You could try to clustering the data, using hclust() for example. Once the relative distances are calculated and mapped, the cut the tree at the threshold of expected cheating.

This example I am using the standard dist() function to calculate differences, the stringdist function may be better or maybe another option is out there to try.

df<- structure(list(class = 
c("Ali", "Tom", "Tom", "Ali", "Ali", "Tom"), 
id = c(12L, 16L, 18L, 24L, 35L, 36L), 
q1 = c(1L, 1L, 1L, 2L, 2L, 1L), 
q2 = c(2L, 2L, 2L, 2L, 2L, 2L), 
q3 = c(3L, 4L, 3L, 4L, 4L, 4L), 
q4 = c(3L, 2L, 4L, 3L, 3L, 2L)), row.names = c(NA, -6L), class = "data.frame")

#apply the standard distance function
scores <- hclust(dist(df[ , 3:6]))

plot(scores)

#divide into groups based on level of matching too closely
groups <- cutree(scores, h=0.1)

#summary table
summarytable <- data.frame(class= df$class, id =df$id, groupings =groups)

#select groups with more than 2 people in them
suspectgroups <- table(groups)[table(groups) >=2]

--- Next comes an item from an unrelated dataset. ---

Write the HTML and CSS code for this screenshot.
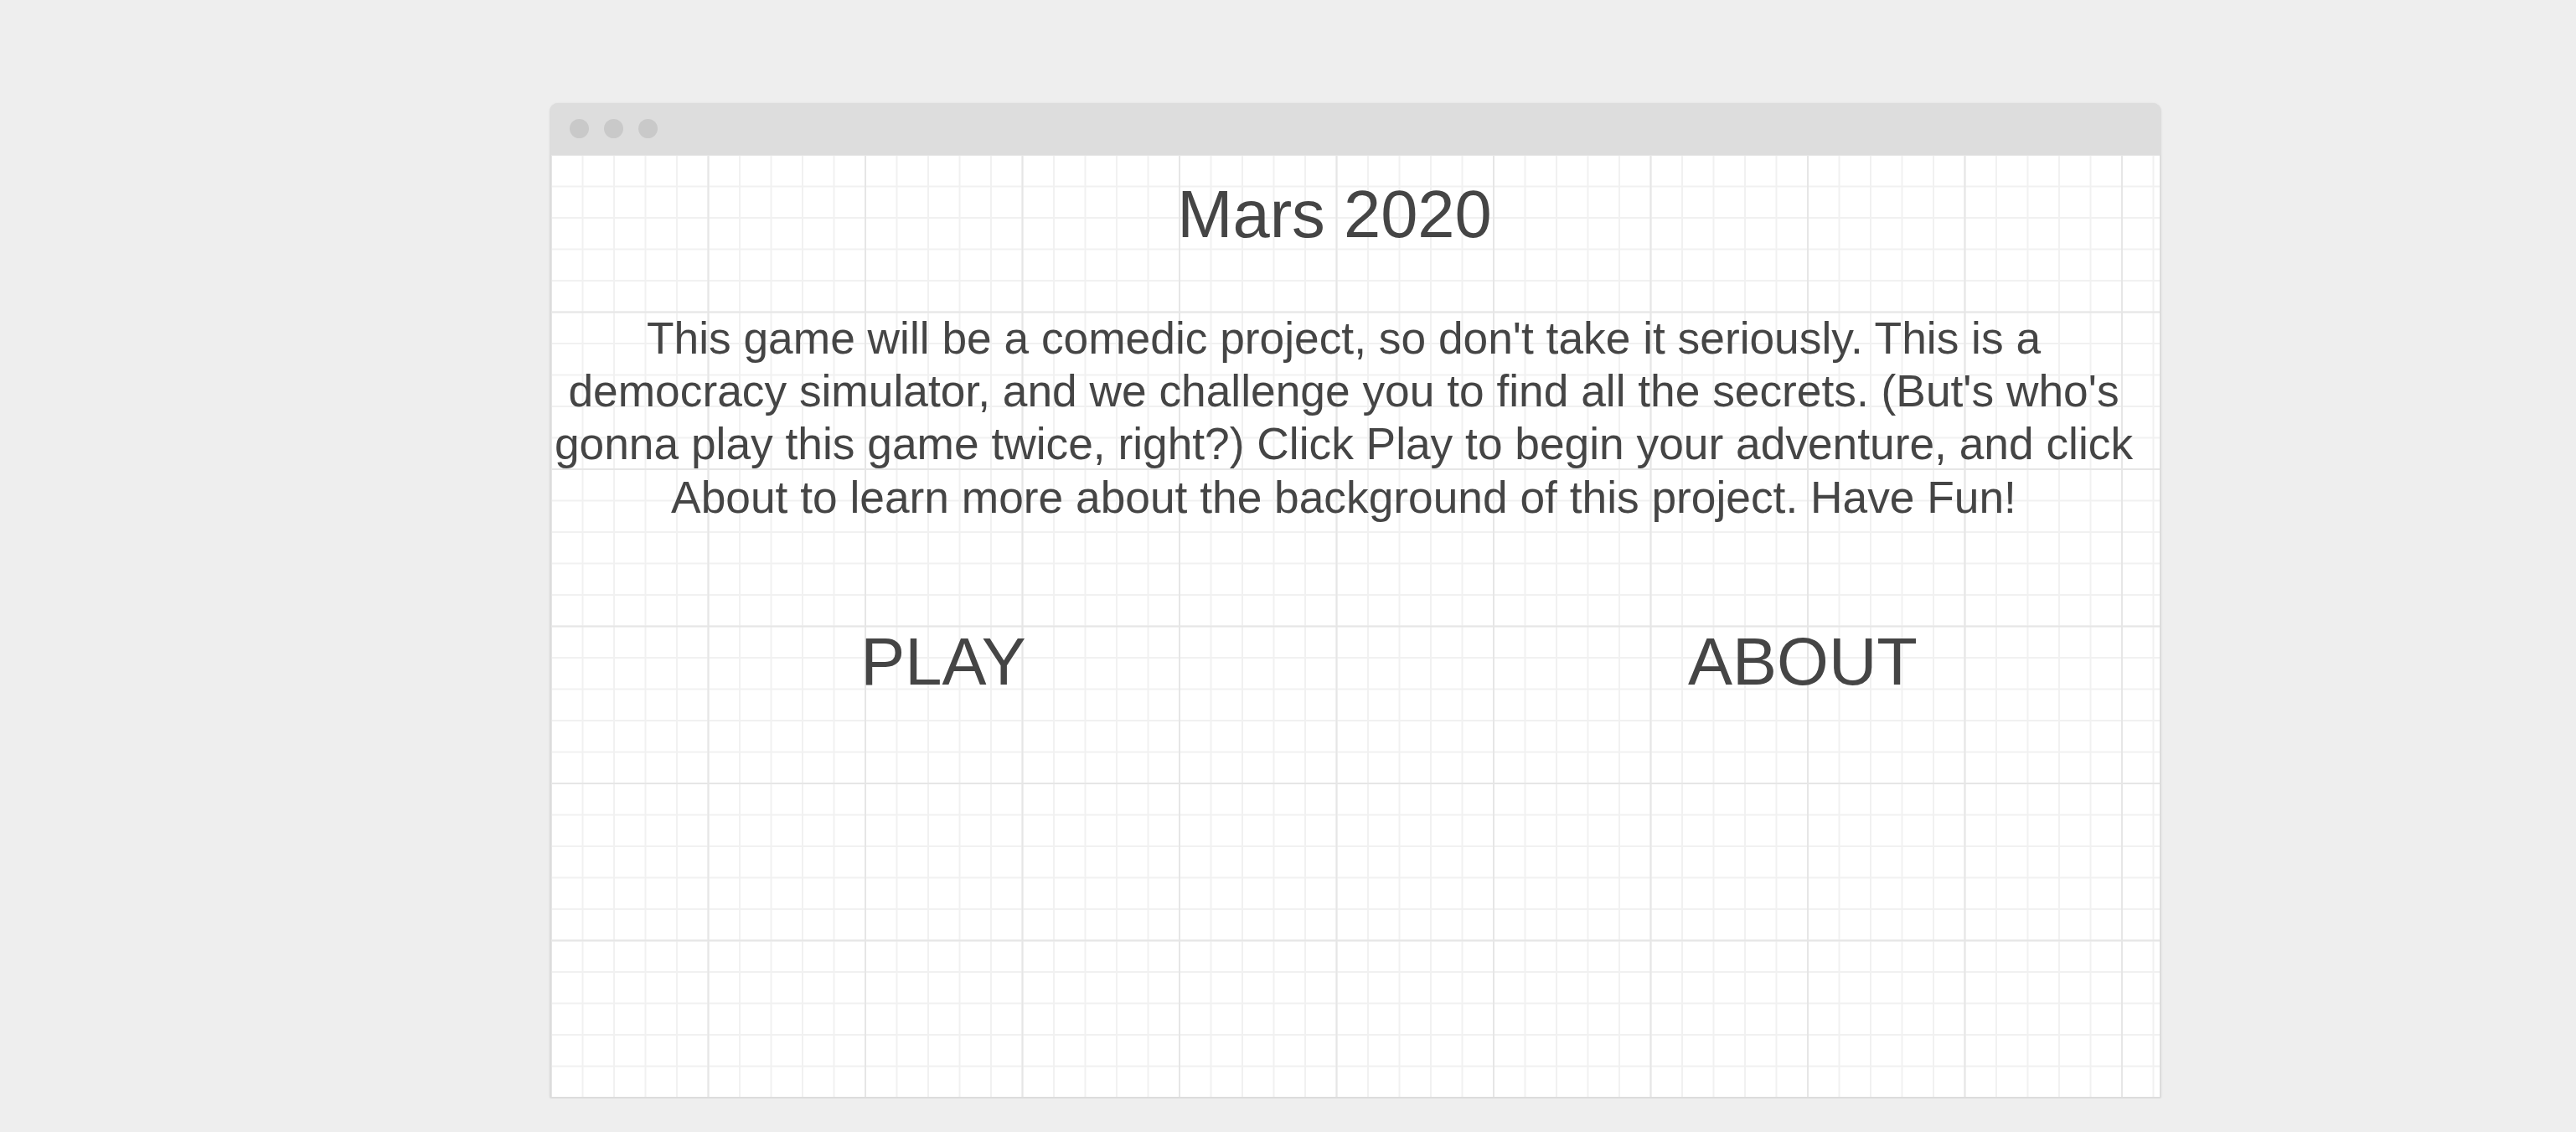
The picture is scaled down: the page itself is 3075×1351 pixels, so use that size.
FILE: index.html
```html
<!DOCTYPE html>
<html lang="en">
<head>
<meta charset="utf-8">
<title>Mars 2020</title>
<link rel="stylesheet" href="styles.css">
</head>
<body>
<div class="window">
  <div class="titlebar">
    <span class="dot"></span>
    <span class="dot"></span>
    <span class="dot"></span>
  </div>
  <div class="content">
    <h1 class="title">Mars 2020</h1>
    <p class="intro">This game will be a comedic project, so don't take it seriously. This is a democracy simulator, and we challenge you to find all the secrets. (But's who's gonna play this game twice, right?) Click Play to begin your adventure, and click About to learn more about the background of this project. Have Fun!</p>
    <div class="actions">
      <div class="action">PLAY</div>
      <div class="action">ABOUT</div>
    </div>
  </div>
</div>
</body>
</html>
```

FILE: styles.css
```css
html, body {
  margin: 0;
  padding: 0;
}
body {
  background: #eeeeee;
  font-family: "Liberation Sans", Arial, sans-serif;
  color: #454545;
  padding-top: 123px;
  padding-left: 656px;
}
.window {
  width: 1924px;
  height: 1188px;
  box-sizing: border-box;
  display: flex;
  flex-direction: column;
  border-radius: 10px 10px 2px 2px;
  box-shadow: 0 0 3px rgba(0, 0, 0, 0.06);
  background: #dcdcdc;
}
.titlebar {
  height: 62px;
  flex: none;
  background: #dddddd;
  border-radius: 10px 10px 0 0;
  display: flex;
  align-items: center;
  gap: 18px;
  padding-left: 24px;
  padding-bottom: 2px;
  box-sizing: border-box;
}
.dot {
  width: 23px;
  height: 23px;
  border-radius: 50%;
  background: #c9c9c9;
}
.content {
  flex: 1;
  margin: 0 2px 2px 2px;
  padding-right: 28px;
  background-color: #ffffff;
  background-image:
    linear-gradient(to right, #e6e6e6 0, #e6e6e6 2px, transparent 2px),
    linear-gradient(to bottom, #e6e6e6 0, #e6e6e6 2px, transparent 2px),
    linear-gradient(to right, #f1f1f1 0, #f1f1f1 2px, transparent 2px),
    linear-gradient(to bottom, #f1f1f1 0, #f1f1f1 2px, transparent 2px);
  background-size: 187.5px 187.5px, 187.5px 187.5px, 37.5px 37.5px, 37.5px 37.5px;
  background-position: 186.5px 186.5px, 186.5px 186.5px, 36.5px 36.5px, 36.5px 36.5px;
}
.title {
  margin: 26px 0 0 0;
  padding-right: 22px;
  font-size: 79.5px;
  font-weight: normal;
  line-height: 90px;
  text-align: center;
}
.intro {
  margin: 71px 0 0 0;
  font-size: 53.3px;
  line-height: 63.2px;
  text-align: center;
}
.actions {
  margin-top: 120px;
  display: grid;
  grid-template-columns: 800px 800px;
  column-gap: 226px;
  padding-left: 68px;
}
.action {
  font-size: 79.5px;
  line-height: 90px;
  text-align: center;
}
```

potential_cheaters <- summarytable %>% filter(groupings %in% names(suspectgroups)) %>% arrange(groupings) 
potential_cheaters

This works for this test case, but for larger datasets the height in the cutree() function may need to be adjusted. Also consider splitting the initial dataset by class to eliminate the chance of matching people between classes (depending on the situation of course).